Despite everything, he wove melancholic melodies between keyboard and guitar, playing tunes about apologizing to a girl for selling his soul to the devil, then switching back to love songs. “You know that show Smallville?” asked Brothers. “You know the first time Lois and Clark you know, do it? They made super babies to my song man.” He said as he opened with that very song, “Can’t Take my Eyes off You.”
Stepping beneath the glowing moon backdrop (the cover of his newest album “Onward and Sideways”) Joshua Radin began by promising a set full of happy songs, despite Brother’s earlier prediction of dismally sad songs.
Radin has rallied a surprisingly steadfast fan base in the little over a decade since he picked up a guitar and began writing songs. This was evident in the crowd as nearly three-hundred fans were glued to the stage and sat silently enough for Radin to play unplugged, campfire style, for a while. He loves “pin drop” theaters like the Pabst where the acoustics of a smaller room and the undivided attention of a smaller crowd gives the show an air of intimacy.
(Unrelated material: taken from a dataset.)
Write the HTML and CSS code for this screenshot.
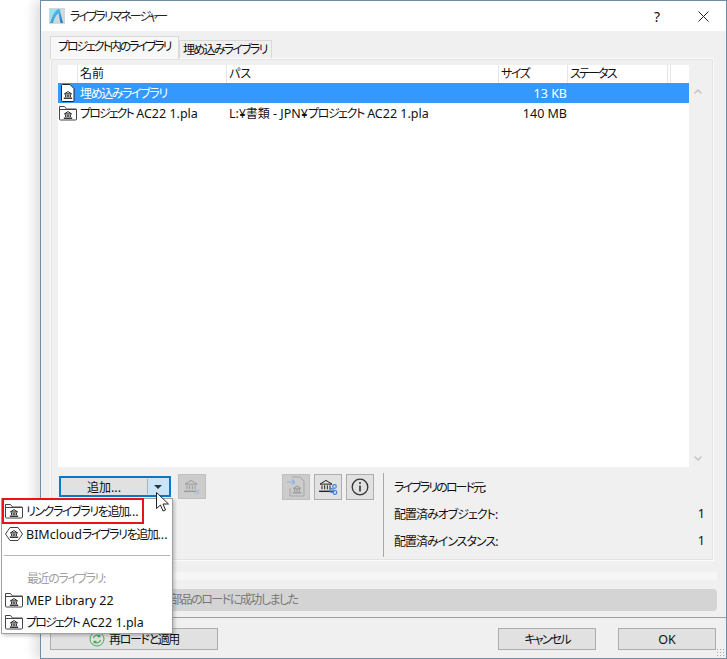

Speaking of intimacy, the entire album is essentially a collection of love letters between him and his love interest, a gal from Sweden. She was with someone else when they met, but he waited for her. “If you find something you really want, you’ve got to hold onto it…even if she says no,” he said, eliciting a chuckle from the crowd.
He played a mix of upbeat, feel good acoustic, finger-picking tunes off of his new album and his previous ones. Though, he said his lady would prefer the new ones to the old. “It’s a falling in love album as opposed to a falling out of love album.” Radin said. “It’s a nice change of pace. Eventually I had a bunch of songs and they weren’t sad.”
His set included old crowd favorites like “My, my Love” and others like “You got What I Need.” “That’s a baby making song,” said Radin. “Go ahead. Not with me, not right now, but I guess there are the bathrooms,” Radin joked. He ended the show with Brothers and the rest of the band back on stage in a jam session mashup of Tom Petty’s “Won’t Back Down”, and Bob Dylan’s “Don’t Think Twice it’s Alright.”
Between Radin and Brothers, fellow musician Andrew Belle played a set melding keyboard and electronic drums into eerie drawn out notes, punchy beats and soft lyrics. He played songs off of his 2013 album “Black Bear,” and female members of the audience seemed to be enamored with his long, wavy, indie blonde locks.
Radin also gave a shout out to the Little Kids Rock Foundation. Little Kids Rock donates instruments, trains music teachers, and builds lasting modern band music programs for underprivileged school children across the nation. This campfire style show was the perfect happenstance for a freezing Thursday evening in Milwaukee.